What is asked> Transcribe all of the material exactly. Any picture in it should be left out.

Data provided>
------------------------------------------------

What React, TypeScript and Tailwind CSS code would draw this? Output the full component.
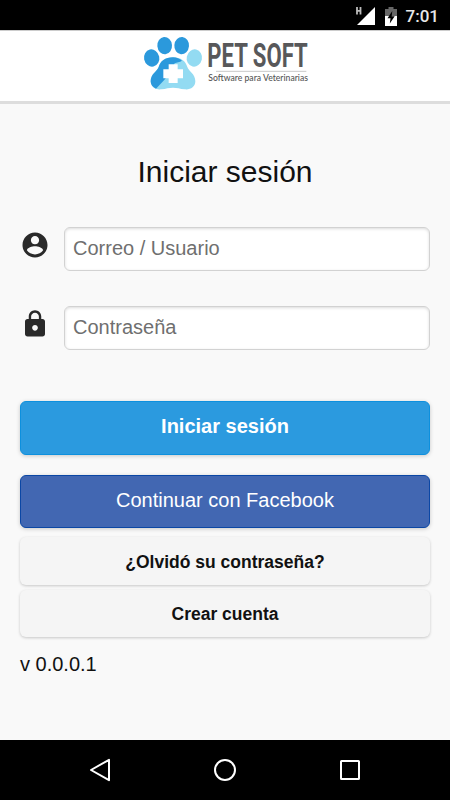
import type { ReactNode } from 'react'

const FONT = "font-['Liberation_Sans',Arial,sans-serif]"

function StatusBar() {
  return (
    <div className="flex h-[30px] shrink-0 items-center justify-end bg-black pr-[11px] pt-[2px]">
      <svg width="20" height="20" viewBox="0 0 20 20" className="mr-[10px]">
        <path d="M20 1V19H2Z" fill="#fff" />
        <path d="M0 0H8V10H0Z" fill="#000" />
        <path d="M2 1V8.5M5.5 1V8.5M2 4.8H5.5" stroke="#bbb" strokeWidth="1.8" />
      </svg>
      <svg width="12" height="19" viewBox="0 0 12 19" className="mr-[9px]">
        <path d="M3.5 0h5v2H12v7H0V2h3.5z" fill="#666" />
        <path d="M0 9h12v10H0z" fill="#fff" />
        <path d="M7.3 4 2.5 11.3h3L4.8 16.5 9.7 9.3h-3z" fill="#000" />
      </svg>
      <span className="font-[Roboto,sans-serif] text-[17px] leading-5 font-medium text-[#e8e8e8]">7:01</span>
    </div>
  )
}

function Logo() {
  return (
    <svg width="180" height="70" viewBox="0 0 540 210" role="img" aria-label="Pet Soft" className="overflow-visible">
      <g fill="#2b99dc">
        <ellipse cx="47" cy="81" rx="23" ry="26" transform="rotate(-12 47 81)" />
        <ellipse cx="86" cy="44" rx="22" ry="26" transform="rotate(-5 86 44)" />
        <ellipse cx="137" cy="44" rx="22" ry="26" transform="rotate(5 137 44)" />
      </g>
      <ellipse cx="175" cy="81" rx="23" ry="26" transform="rotate(12 175 81)" fill="#93dbf2" />
      <path
        d="M111 79C87 79 73 91 68 108C64 121 44 128 44 151C44 168 59 177 76 175C91 173 98 170 111 170C124 170 131 173 146 175C163 177 178 168 178 151C178 128 158 121 154 108C149 91 135 79 111 79Z"
        fill="#93dbf2"
      />
      <path
        d="M111 79C87 79 73 91 68 108C64 121 44 128 44 151C44 161 50 169 60 173L84 148L100 128L116 97C122 93 131 95 138 89C131 83 122 79 111 79Z"
        fill="#2b99dc"
      />
      <path d="M98 100H125V115H141V142H125V156H98V142H82V115H98Z" fill="#fff" />
      <text
        x="214"
        y="109"
        transform="translate(214 0) scale(0.7 1) translate(-214 0)"
        textLength="430"
        lengthAdjust="spacingAndGlyphs"
        fill="#58585a"
        className="font-[Roboto,sans-serif] text-[97px] font-bold"
      >
        PET SOFT
      </text>
      <path d="M240 121H511" stroke="#c9c9c9" strokeWidth="3" />
      <text
        x="217"
        y="149"
        textLength="299"
        lengthAdjust="spacingAndGlyphs"
        fill="#555"
        className="font-[Lato,sans-serif] text-[26px] font-medium"
      >
        Software para Veterinarias
      </text>
    </svg>
  )
}

interface FieldProps {
  icon: ReactNode
  placeholder: string
  type?: string
}

function Field({ icon, placeholder, type = 'text' }: FieldProps) {
  return (
    <div className="flex h-11 items-start">
      <div className="mt-[3px] w-11 shrink-0 text-[#2a2a2a]">{icon}</div>
      <input
        type={type}
        placeholder={placeholder}
        className="h-11 min-w-0 flex-1 rounded-[6px] border border-[#d2d2d2] bg-white px-2 pb-[2px] text-[20px] text-[#333] shadow-[inset_0_1px_3px_rgba(0,0,0,0.14)] outline-none placeholder:text-[#6f6f6f]"
      />
    </div>
  )
}

function AccountIcon() {
  return (
    <svg width="30" height="30" viewBox="0 0 24 24" fill="currentColor">
      <path d="M12 2C6.48 2 2 6.48 2 12s4.48 10 10 10 10-4.48 10-10S17.52 2 12 2zm0 2.8c1.82 0 3.3 1.48 3.3 3.3s-1.48 3.3-3.3 3.3-3.3-1.48-3.3-3.3 1.48-3.3 3.3-3.3zm0 14.7c-2.6 0-5.1-1.28-6.5-3.3.03-2.15 4.4-3.3 6.5-3.3s6.47 1.15 6.5 3.3c-1.4 2.02-3.9 3.3-6.5 3.3z" />
    </svg>
  )
}

function LockIcon() {
  return (
    <svg width="30" height="30" viewBox="0 0 24 24" fill="currentColor">
      <path d="M18 8h-1V6c0-2.76-2.24-5-5-5S7 3.24 7 6v2H6c-1.1 0-2 .9-2 2v10c0 1.1.9 2 2 2h12c1.1 0 2-.9 2-2V10c0-1.1-.9-2-2-2zm-6 9.3c-1.27 0-2.3-1.03-2.3-2.3s1.03-2.3 2.3-2.3 2.3 1.03 2.3 2.3-1.03 2.3-2.3 2.3zm3.1-9.3H8.9V6c0-1.71 1.39-3.1 3.1-3.1 1.71 0 3.1 1.39 3.1 3.1v2z" />
    </svg>
  )
}

function NavBar() {
  return (
    <div className="flex h-[60px] shrink-0 items-center justify-between bg-black px-[87px]">
      <svg width="26" height="26" viewBox="0 0 26 26" fill="none" stroke="#fff" strokeWidth="2">
        <path d="M4 13 22 2.8V23.2Z" strokeLinejoin="round" />
      </svg>
      <svg width="26" height="26" viewBox="0 0 26 26" fill="none" stroke="#fff" strokeWidth="2">
        <circle cx="13" cy="13" r="10" />
      </svg>
      <svg width="26" height="26" viewBox="0 0 26 26" fill="none" stroke="#fff" strokeWidth="2">
        <rect x="4" y="4" width="18" height="18" rx="0.5" />
      </svg>
    </div>
  )
}

export default function App() {
  return (
    <div className={`flex h-[800px] w-[450px] flex-col overflow-hidden bg-[#f9f9f9] text-[#111] ${FONT}`}>
      <StatusBar />
      <header className="flex h-[74px] shrink-0 justify-center border-t border-b-[3px] border-t-[#ccc] border-b-[#ddd] bg-white pl-[2px]">
        <Logo />
      </header>

      <main className="flex flex-1 flex-col px-5">
        <h1 className="mt-[50px] text-center text-[30px] leading-9">Iniciar sesión</h1>

        <form className="mt-[37px] flex flex-col" onSubmit={(e) => e.preventDefault()}>
          <Field icon={<AccountIcon />} placeholder="Correo / Usuario" />
          <div className="h-[35px]" />
          <Field icon={<LockIcon />} placeholder="Contraseña" type="password" />

          <button
            type="submit"
            className="mt-[51px] h-[54px] rounded-[6px] border border-[#0d90de] bg-[#2b9adf] pb-1 text-[20px] font-bold text-white shadow-[0_1px_4px_rgba(0,0,0,0.2)]"
          >
            Iniciar sesión
          </button>
          <button
            type="button"
            className="mt-5 h-[53px] rounded-[6px] border border-[#0b47a5] bg-[#4267b2] pb-1 text-[20px] text-white shadow-[0_1px_4px_rgba(0,0,0,0.2)]"
          >
            Continuar con Facebook
          </button>
          <button
            type="button"
            className="mt-[9px] h-12 rounded-[6px] bg-[#f5f5f5] pt-[2px] text-[17.5px] font-bold shadow-[0_1px_3px_rgba(0,0,0,0.2)]"
          >
            ¿Olvidó su contraseña?
          </button>
          <button
            type="button"
            className="mt-[5px] h-[47px] rounded-[6px] bg-[#f5f5f5] pt-[2px] text-[17.5px] font-bold shadow-[0_1px_3px_rgba(0,0,0,0.2)]"
          >
            Crear cuenta
          </button>
        </form>

        <p className="mt-[15px] text-[20px] leading-6">v 0.0.0.1</p>
      </main>

      <NavBar />
    </div>
  )
}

------------------------------------------------

Task answer>
What React, TypeScript and Tailwind CSS code would draw this? Output the full component.
import type { ReactNode } from 'react'

const FONT = "font-['Liberation_Sans',Arial,sans-serif]"

function StatusBar() {
  return (
    <div className="flex h-[30px] shrink-0 items-center justify-end bg-black pr-[11px] pt-[2px]">
      <svg width="20" height="20" viewBox="0 0 20 20" className="mr-[10px]">
        <path d="M20 1V19H2Z" fill="#fff" />
        <path d="M0 0H8V10H0Z" fill="#000" />
        <path d="M2 1V8.5M5.5 1V8.5M2 4.8H5.5" stroke="#bbb" strokeWidth="1.8" />
      </svg>
      <svg width="12" height="19" viewBox="0 0 12 19" className="mr-[9px]">
        <path d="M3.5 0h5v2H12v7H0V2h3.5z" fill="#666" />
        <path d="M0 9h12v10H0z" fill="#fff" />
        <path d="M7.3 4 2.5 11.3h3L4.8 16.5 9.7 9.3h-3z" fill="#000" />
      </svg>
      <span className="font-[Roboto,sans-serif] text-[17px] leading-5 font-medium text-[#e8e8e8]">7:01</span>
    </div>
  )
}

function Logo() {
  return (
    <svg width="180" height="70" viewBox="0 0 540 210" role="img" aria-label="Pet Soft" className="overflow-visible">
      <g fill="#2b99dc">
        <ellipse cx="47" cy="81" rx="23" ry="26" transform="rotate(-12 47 81)" />
        <ellipse cx="86" cy="44" rx="22" ry="26" transform="rotate(-5 86 44)" />
        <ellipse cx="137" cy="44" rx="22" ry="26" transform="rotate(5 137 44)" />
      </g>
      <ellipse cx="175" cy="81" rx="23" ry="26" transform="rotate(12 175 81)" fill="#93dbf2" />
      <path
        d="M111 79C87 79 73 91 68 108C64 121 44 128 44 151C44 168 59 177 76 175C91 173 98 170 111 170C124 170 131 173 146 175C163 177 178 168 178 151C178 128 158 121 154 108C149 91 135 79 111 79Z"
        fill="#93dbf2"
      />
      <path
        d="M111 79C87 79 73 91 68 108C64 121 44 128 44 151C44 161 50 169 60 173L84 148L100 128L116 97C122 93 131 95 138 89C131 83 122 79 111 79Z"
        fill="#2b99dc"
      />
      <path d="M98 100H125V115H141V142H125V156H98V142H82V115H98Z" fill="#fff" />
      <text
        x="214"
        y="109"
        transform="translate(214 0) scale(0.7 1) translate(-214 0)"
        textLength="430"
        lengthAdjust="spacingAndGlyphs"
        fill="#58585a"
        className="font-[Roboto,sans-serif] text-[97px] font-bold"
      >
        PET SOFT
      </text>
      <path d="M240 121H511" stroke="#c9c9c9" strokeWidth="3" />
      <text
        x="217"
        y="149"
        textLength="299"
        lengthAdjust="spacingAndGlyphs"
        fill="#555"
        className="font-[Lato,sans-serif] text-[26px] font-medium"
      >
        Software para Veterinarias
      </text>
    </svg>
  )
}

interface FieldProps {
  icon: ReactNode
  placeholder: string
  type?: string
}

function Field({ icon, placeholder, type = 'text' }: FieldProps) {
  return (
    <div className="flex h-11 items-start">
      <div className="mt-[3px] w-11 shrink-0 text-[#2a2a2a]">{icon}</div>
      <input
        type={type}
        placeholder={placeholder}
        className="h-11 min-w-0 flex-1 rounded-[6px] border border-[#d2d2d2] bg-white px-2 pb-[2px] text-[20px] text-[#333] shadow-[inset_0_1px_3px_rgba(0,0,0,0.14)] outline-none placeholder:text-[#6f6f6f]"
      />
    </div>
  )
}

function AccountIcon() {
  return (
    <svg width="30" height="30" viewBox="0 0 24 24" fill="currentColor">
      <path d="M12 2C6.48 2 2 6.48 2 12s4.48 10 10 10 10-4.48 10-10S17.52 2 12 2zm0 2.8c1.82 0 3.3 1.48 3.3 3.3s-1.48 3.3-3.3 3.3-3.3-1.48-3.3-3.3 1.48-3.3 3.3-3.3zm0 14.7c-2.6 0-5.1-1.28-6.5-3.3.03-2.15 4.4-3.3 6.5-3.3s6.47 1.15 6.5 3.3c-1.4 2.02-3.9 3.3-6.5 3.3z" />
    </svg>
  )
}

function LockIcon() {
  return (
    <svg width="30" height="30" viewBox="0 0 24 24" fill="currentColor">
      <path d="M18 8h-1V6c0-2.76-2.24-5-5-5S7 3.24 7 6v2H6c-1.1 0-2 .9-2 2v10c0 1.1.9 2 2 2h12c1.1 0 2-.9 2-2V10c0-1.1-.9-2-2-2zm-6 9.3c-1.27 0-2.3-1.03-2.3-2.3s1.03-2.3 2.3-2.3 2.3 1.03 2.3 2.3-1.03 2.3-2.3 2.3zm3.1-9.3H8.9V6c0-1.71 1.39-3.1 3.1-3.1 1.71 0 3.1 1.39 3.1 3.1v2z" />
    </svg>
  )
}

function NavBar() {
  return (
    <div className="flex h-[60px] shrink-0 items-center justify-between bg-black px-[87px]">
      <svg width="26" height="26" viewBox="0 0 26 26" fill="none" stroke="#fff" strokeWidth="2">
        <path d="M4 13 22 2.8V23.2Z" strokeLinejoin="round" />
      </svg>
      <svg width="26" height="26" viewBox="0 0 26 26" fill="none" stroke="#fff" strokeWidth="2">
        <circle cx="13" cy="13" r="10" />
      </svg>
      <svg width="26" height="26" viewBox="0 0 26 26" fill="none" stroke="#fff" strokeWidth="2">
        <rect x="4" y="4" width="18" height="18" rx="0.5" />
      </svg>
    </div>
  )
}

export default function App() {
  return (
    <div className={`flex h-[800px] w-[450px] flex-col overflow-hidden bg-[#f9f9f9] text-[#111] ${FONT}`}>
      <StatusBar />
      <header className="flex h-[74px] shrink-0 justify-center border-t border-b-[3px] border-t-[#ccc] border-b-[#ddd] bg-white pl-[2px]">
        <Logo />
      </header>

      <main className="flex flex-1 flex-col px-5">
        <h1 className="mt-[50px] text-center text-[30px] leading-9">Iniciar sesión</h1>

        <form className="mt-[37px] flex flex-col" onSubmit={(e) => e.preventDefault()}>
          <Field icon={<AccountIcon />} placeholder="Correo / Usuario" />
          <div className="h-[35px]" />
          <Field icon={<LockIcon />} placeholder="Contraseña" type="password" />

          <button
            type="submit"
            className="mt-[51px] h-[54px] rounded-[6px] border border-[#0d90de] bg-[#2b9adf] pb-1 text-[20px] font-bold text-white shadow-[0_1px_4px_rgba(0,0,0,0.2)]"
          >
            Iniciar sesión
          </button>
          <button
            type="button"
            className="mt-5 h-[53px] rounded-[6px] border border-[#0b47a5] bg-[#4267b2] pb-1 text-[20px] text-white shadow-[0_1px_4px_rgba(0,0,0,0.2)]"
          >
            Continuar con Facebook
          </button>
          <button
            type="button"
            className="mt-[9px] h-12 rounded-[6px] bg-[#f5f5f5] pt-[2px] text-[17.5px] font-bold shadow-[0_1px_3px_rgba(0,0,0,0.2)]"
          >
            ¿Olvidó su contraseña?
          </button>
          <button
            type="button"
            className="mt-[5px] h-[47px] rounded-[6px] bg-[#f5f5f5] pt-[2px] text-[17.5px] font-bold shadow-[0_1px_3px_rgba(0,0,0,0.2)]"
          >
            Crear cuenta
          </button>
        </form>

        <p className="mt-[15px] text-[20px] leading-6">v 0.0.0.1</p>
      </main>

      <NavBar />
    </div>
  )
}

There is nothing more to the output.